WATCH: Does video show Taliban taking a joyride in a U.S. Black Hawk?

U.S. Black Hawk helicopters.
U.S. Black Hawk helicopters. Photo credit Getty Images

A video shared on Twitter by Joseph Dempsey, a research associate for defense and military analysis at the International Institute for Strategic Studies, appears to a helicopter taxiing at an Afghan airport.

In the approximately one-minute video, it is not clear who was operating the helicopter, which does not leave the ground.

Dempsey said in a post Wednesday that the video showed what he thought was a U.S.-made UH-60 Black Hawk helicopter taxiing, though not flying, at the Kandahar Airport in Afghanistan. This is the second largest airport in the country. The largest, located in Kabul, has been the site of thousands of evacuations since the Taliban took over Afghanistan from the former U.S.-backed government this month, as well as fatal bombings this week.
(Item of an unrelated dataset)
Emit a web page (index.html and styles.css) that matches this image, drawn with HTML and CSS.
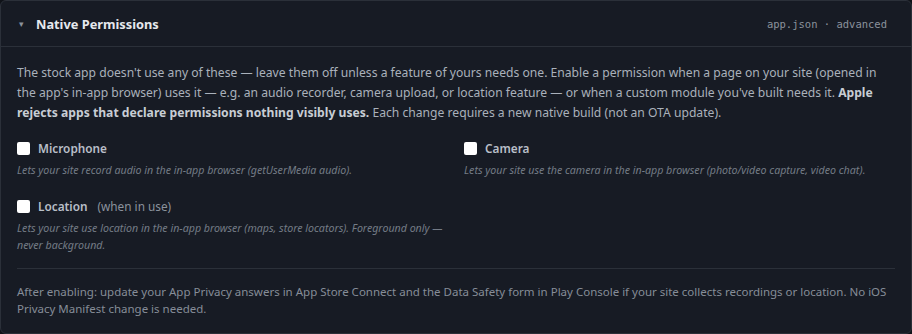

Could individuals from the Taliban have been operating the helicopter and could it be from the U.S. military, as Dempsey said in his posts? So far, it has not been confirmed.

However, Biden administration national security adviser Jake Sullivan said last week that the Taliban had seized a “fair amount” of U.S. weaponry after it took over the country earlier this month, according to Fox News.

“We don't have a complete picture, obviously, of where every article of defense materials has gone,” Sullivan told reporters last Tuesday, per Fox News. “But certainly, a fair amount of it has fallen into the hands of the Taliban, and, obviously, we don’t have a sense that they are going to readily hand it over to us at the airport.”

Since the U.S. sent troops to Afghanistan following the Sept. 11, 2001 terrorist attacks, the country has spent $83 billion on training and equipment for Afghan forces, including $147 million on Black Hawk helicopters and $2 billion on Humvees, Fox News said. Afghan soldiers did not prevent the Taliban – a fundamentalist Islamic group that governed Afghanistan circa 2001 – from taking over the country again this month.

According to the Guardian, Russia claims the Taliban have captured more than 100 Russian-made helicopters in various states of operability. However, the head of a Russian state arms exporter said the group will mostly be unable to use them with little access to maintenance crews and spare parts, said the outlet.